FOR FANS OF: Florence + the Machine, Sarah Blasko, Lana Del Rey, Sia.

WHY YOU SHOULD PAY ATTENTION: Growing up on a farm just north of Queensland’s Sunshine Coast, 20-year-old Ayla Scanlan put her first song to tape at the age of five (“I’d make up songs around the house when I was really young – mum and dad bought me a tape recorder so I could record them”). A skilled singer, guitarist and keyboard player, Ayla started playing live as a teenager via busking and school performances, going on to record two songs she wrote at 15 (“Wish I Was” and “Waiting”) in 2014 with producer Elliot Heinrich, who fleshed out Ayla’s acoustic songs with full instrumentation. (“We worked in a similar way on all the other tracks on the EP,” she says of her debut five-tracker, When the World Ends.) “Wish I Was” became 2014’s most played track by a female solo artist on Triple J, leading to extensive touring and a deal with Italian label Ego Music (Emma Louise, the Jezabels).

SHE SAYS: “This year I’m looking forward to doing some more co-writing – it’ll be interesting to see other people’s approach to songwriting and how that can influence me.

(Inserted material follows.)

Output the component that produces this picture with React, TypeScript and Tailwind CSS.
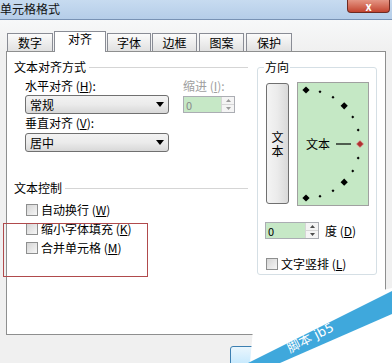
import React from "react";

const FONT = "font-['SimSun','Noto_Sans_CJK_SC',sans-serif]";

function Tab({ label, selected, cls }: { label: string; selected?: boolean; cls: string }) {
  if (selected) {
    return (
      <div className={`relative z-10 -mb-px flex h-[21px] items-start justify-center border border-b-0 border-[#898c95] bg-white leading-[14px] ${cls}`}>
        {label}
      </div>
    );
  }
  return (
    <div className={`flex h-[18px] items-center justify-center border border-b-0 border-[#898c95] bg-gradient-to-b from-[#fbfbfb] to-[#e1e1e1] leading-[14px] ${cls}`}>
      {label}
    </div>
  );
}

function Select({ value }: { value: string }) {
  return (
    <div className="flex h-[19px] w-[144px] items-center justify-between rounded-[3px] border border-[#707070] bg-gradient-to-b from-[#f3f3f3] via-[#ebebeb] to-[#d8d8d8] pl-[4px] pr-[4px]">
      <span className="leading-[14px]">{value}</span>
      <svg width="8" height="5" viewBox="0 0 8 5">
        <path d="M0 0 L8 0 L4 5 Z" fill="#000" />
      </svg>
    </div>
  );
}

function Spinner({ w, disabled }: { w: string; disabled?: boolean }) {
  return (
    <div className={`flex h-[17px] border border-[#abadb3] ${w}`}>
      <div className={`flex flex-1 items-center bg-[#c6e8c6] pl-[2px] text-[11px] leading-[12px] ${disabled ? "text-[#8a8a8a]" : "text-black"}`}>0</div>
      <div className="flex w-[13px] flex-col border-l border-[#d6d6d6] bg-[#f4f4f4]">
        <div className="flex flex-1 items-center justify-center border-b border-[#d6d6d6]">
          <svg width="5" height="3" viewBox="0 0 5 3"><path d="M0 3 L5 3 L2.5 0 Z" fill={disabled ? "#9a9a9a" : "#4d4d4d"} /></svg>
        </div>
        <div className="flex flex-1 items-center justify-center">
          <svg width="5" height="3" viewBox="0 0 5 3"><path d="M0 0 L5 0 L2.5 3 Z" fill={disabled ? "#9a9a9a" : "#4d4d4d"} /></svg>
        </div>
      </div>
    </div>
  );
}

function Check({ label, k }: { label: string; k: string }) {
  return (
    <div className="flex h-[19px] items-start">
      <div className="mt-0 h-[12px] w-[12px] border border-[#8e8f8f] bg-gradient-to-br from-[#d5d5d5] to-[#f6f6f6]" />
      <span className="ml-[3px] leading-[12px]">
        {label} (<u>{k}</u>)
      </span>
    </div>
  );
}

function Dial() {
  const pts: { x: number; y: number; big?: boolean; red?: boolean }[] = [];
  for (let i = 0; i <= 12; i++) {
    const deg = 90 - i * 15;
    const r = (deg * Math.PI) / 180;
    const x = 8 + 54 * Math.cos(r);
    const y = 61 - 54 * Math.sin(r);
    pts.push({ x, y, big: deg % 45 === 0 && deg !== 0, red: deg === 0 });
  }
  return (
    <svg width="70" height="122" viewBox="0 0 70 122" className="block">
      {pts.map((p, i) => {
        const s = p.big || p.red ? 3.6 : 1.5;
        return (
          <path
            key={i}
            d={`M${p.x} ${p.y - s} L${p.x + s} ${p.y} L${p.x} ${p.y + s} L${p.x - s} ${p.y} Z`}
            fill={p.red ? "#b03030" : "#000"}
            stroke={p.red ? "#e8a0a0" : "none"}
            strokeWidth={p.red ? 0.6 : 0}
          />
        );
      })}
      <text x="8" y="66" fontSize="12" fontFamily="SimSun, 'Noto Sans CJK SC', sans-serif" fill="#000">文本</text>
      <line x1="38" y1="61" x2="53" y2="61" stroke="#000" strokeWidth="1.2" />
    </svg>
  );
}

export default function App() {
  return (
    <div className={`relative h-[363px] w-[392px] overflow-hidden bg-[#f0f0f0] text-[12px] text-black ${FONT}`}>
      {/* title bar */}
      <div className="flex h-[20px] items-start justify-between border-b border-[#7892b4] bg-gradient-to-b from-[#c7dbf0] to-[#b5cde8]">
        <span className="pt-[2px] text-[12px] leading-[14px] text-[#111]">单元格格式</span>
        <div className="mr-[2px] flex h-[13px] w-[43px] items-center justify-center rounded-b-[4px] border border-t-0 border-[#6e2a22] bg-gradient-to-b from-[#e49584] to-[#c2432f] text-[11px] font-bold leading-[10px] text-white">
          x
        </div>
      </div>

      {/* tabs */}
      <div className="flex h-[31px] items-end pl-[7px] bg-gradient-to-b from-[#f7f8f9] to-[#f0f0f0]">
        <Tab label="数字" cls="w-[46px]" />
        <Tab label="对齐" selected cls="ml-[1px] w-[52px]" />
        <Tab label="字体" cls="ml-[1px] w-[44px]" />
        <Tab label="边框" cls="ml-[1px] w-[45px]" />
        <Tab label="图案" cls="ml-[2px] w-[45px]" />
        <Tab label="保护" cls="ml-[2px] w-[46px]" />
      </div>

      {/* panel */}
      <div className="mx-[6px] flex h-[284px] w-[380px] border border-[#8e8f8f] bg-white pl-[7px] pt-[9px]">
        {/* left column */}
        <div className="flex w-[234px] flex-col">
          <div className="flex h-[12px] items-center">
            <span className="leading-[12px]">文本对齐方式</span>
            <div className="ml-[3px] h-px flex-1 bg-[#d5d5d5]" />
          </div>
          <div className="mt-[7px] flex">
            <div className="ml-[11px] flex w-[144px] flex-col">
              <span className="leading-[12px]">水平对齐 (<u>H</u>):</span>
              <div className="mt-[3px]"><Select value="常规" /></div>
              <span className="mt-[3px] leading-[12px]">垂直对齐 (<u>V</u>):</span>
              <div className="mt-[4px]"><Select value="居中" /></div>
            </div>
            <div className="ml-[14px] flex w-[52px] flex-col">
              <span className="leading-[12px] text-[#a0a0a0]">缩进 (<u>I</u>):</span>
              <div className="mt-[4px]"><Spinner w="w-[52px]" disabled /></div>
            </div>
          </div>
          <div className="mt-[30px] flex h-[12px] items-center">
            <span className="leading-[12px]">文本控制</span>
            <div className="ml-[3px] h-px flex-1 bg-[#d5d5d5]" />
          </div>
          <div className="ml-[12px] mt-[10px] flex flex-col">
            <Check label="自动换行" k="W" />
            <Check label="缩小字体填充" k="K" />
            <Check label="合并单元格" k="M" />
          </div>
        </div>

        {/* right group */}
        <div className="relative ml-[9px] mt-[6px] flex h-[208px] w-[120px] flex-col rounded-[3px] border border-[#d5dfe5]">
          <span className="absolute -top-[7px] left-[6px] bg-white px-[1px] leading-[12px]">方向</span>
          <div className="flex items-start">
            <div className="ml-[8px] mt-[15px] flex h-[121px] w-[23px] flex-col items-center justify-center gap-[1px] rounded-[3px] border border-[#707070] bg-gradient-to-r from-[#f4f4f4] via-[#ebebeb] to-[#d9d9d9]">
              <span className="leading-[13px]">文</span>
              <span className="leading-[13px]">本</span>
            </div>
            <div className="ml-[8px] mt-[14px] h-[124px] w-[72px] border border-[#a0a0a0] bg-[#c5e8c5]">
              <Dial />
            </div>
          </div>
          <div className="ml-[7px] mt-[16px] flex items-center">
            <Spinner w="w-[54px]" />
            <span className="ml-[6px] leading-[12px]">度 (<u>D</u>)</span>
          </div>
          <div className="ml-[8px] mt-[19px] flex items-start">
            <div className="h-[12px] w-[12px] border border-[#8e8f8f] bg-gradient-to-br from-[#d5d5d5] to-[#f6f6f6]" />
            <span className="ml-[3px] leading-[12px]">文字竖排 (<u>L</u>)</span>
          </div>
        </div>
      </div>

      {/* bottom bar */}
      <div className="flex">
        <div className="ml-[230px] mt-[11px] flex h-[23px] w-[75px] items-center justify-center rounded-[3px] border border-[#3c7fb1] bg-gradient-to-b from-[#eaf6fd] to-[#bee6fd] leading-[12px]">
          确定
        </div>
      </div>

      {/* annotation */}
      <div className="pointer-events-none absolute left-[3px] top-[223px] h-[54px] w-[145px] border border-[#b04a4c]" />

      {/* watermark */}
      <svg className="pointer-events-none absolute left-0 top-0" width="392" height="363" viewBox="0 0 392 363">
        <defs>
          <clipPath id="band">
            <polygon points="248,363 392,291 392,314 280,363" />
          </clipPath>
        </defs>
        <polygon points="254,318 392,288 392,363 250,363" fill="#ffffff" />
        <polygon points="248,363 392,291 392,314 280,363" fill="#3fa8dc" />
        <g clipPath="url(#band)">
          <text
            x="290"
            y="353"
            fontSize="13"
            fontFamily="'DejaVu Sans', 'Noto Sans CJK SC', sans-serif"
            fill="#ffffff"
            transform="rotate(-27 290 353)"
          >
            脚本  jb5
          </text>
        </g>
      </svg>
    </div>
  );
}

I’ve got one booked in with Katie Noonan, who’s someone I’ve been inspired by for a long time. I’d also like to play more shows and festivals this year and I’d like to do another release, whether that be a new EP or an album.”

HEAR FOR YOURSELF: “When the World Ends”, the opening title-track of her debut EP. [J.J.]

Horror My Friend

SOUNDS LIKE: Barbed hooks and bright melodies couched in blistering noise.

FOR FANS OF: Dinosaur Jr., Screamfeeder, Japandroids, Sonic Youth.

WHY YOU SHOULD PAY ATTENTION: Adelaide trio Horror My Friend take any number of cues from the Nineties, never settling on one mode for long. They alternate between jangly slacker indie rock and darker, more driving punk, then cake the songs in a mix of dreamy shoegaze textures and gnarly grunge fuzz. Playing together since they finished high school, the band have scored prized support slots for DZ Deathrays, Violent Soho, and the Cribs. Their bruising debut album, Stay In, Do Nothing, got them signed to Melbourne’s trusted punk outpost, Poison City, home to similarly anthemic acts like the Smith Street Band and the Meanies. They’re launching it this month with an 11-show national tour.

THEY SAY: “A lot of great bands in Adelaide don’t get the attention they deserve,” observes co-frontman Tom Gordon, citing Sincerely, Grizzly as his favourite. “But coming up in Adelaide, it’s a little easier because you have less competition. A lot of the opportunities we got starting out, I don’t think we would have gotten them in Melbourne.” And for every band that leaves Adelaide, there’s a band like Bad//Dreems that stays and are still “absolutely killing it all around Australia”. Horror My Friend could go just as far, judiciously employing fuzz pedals for a sound that’s surprisingly huge for a three-piece. Being a trio “forces you to be more creative”, reasons Gordon. “We try to fill out the sound as much as we can.”

HEAR FOR YOURSELF: Album opener “Death Hill” sums up the band’s noise-pop catchiness, but the single “Stay In” packs even more range into less than four minutes. [D.W.]

Dilly Dally

SOUNDS LIKE: An unleashed id with a sick distortion pedal.

FOR FANS OF: Nirvana, the Pixies, PJ Harvey.

WHY YOU SHOULD PAY ATTENTION: The Toronto four-piece’s blazing full-length debut, Sore, has earned rave reviews, and their live show turned heads at last year’s CMJ festival. “It feels more natural for me to be onstage than it feels anywhere else in my life – it’s like the opposite of stage fright,” says singer-guitarist Katie Monks, who founded Dilly Dally with guitarist Liz Ball, her best friend from high school. “It’s like an alternate life where you can speak a language that’s a lot more free.” Along with powerful originals like “Snake Head” and “The Touch”, their recent sets have included a memorably surly cover of Drake’s “Know Yourself”. “Nobody here calls Toronto ‘the 6’ at all,” Monks notes. “So there’s a layer of sarcasm to the cover. But it’s still a fucking awesome song! Drake is so honest about being lame that it’s endearing.”

THEY SAY: Monks says her vocal cords are doing just fine, thank you, despite some concern-trolling she’s encountered lately. “I resent the people who wrote about the record, like, ‘Let’s see how her voice holds up on tour’,” she says. “I’m like, what the hell?! I’ve been playing shows for six years. I just do my half-assed vocal warm-up of singing Sinead O’Connor before we go onstage, and that’s it, really.”

HEAR FOR YOURSELF: “Purple Rage” finds post-breakup liberation in a rowdy mosh pit. “This relationship I was in fizzled out, and I was left with these negative feelings that I wasn’t good enough,” Monks says. “That song is me fantasising about a new life and a new Katie.” [S.V.L.]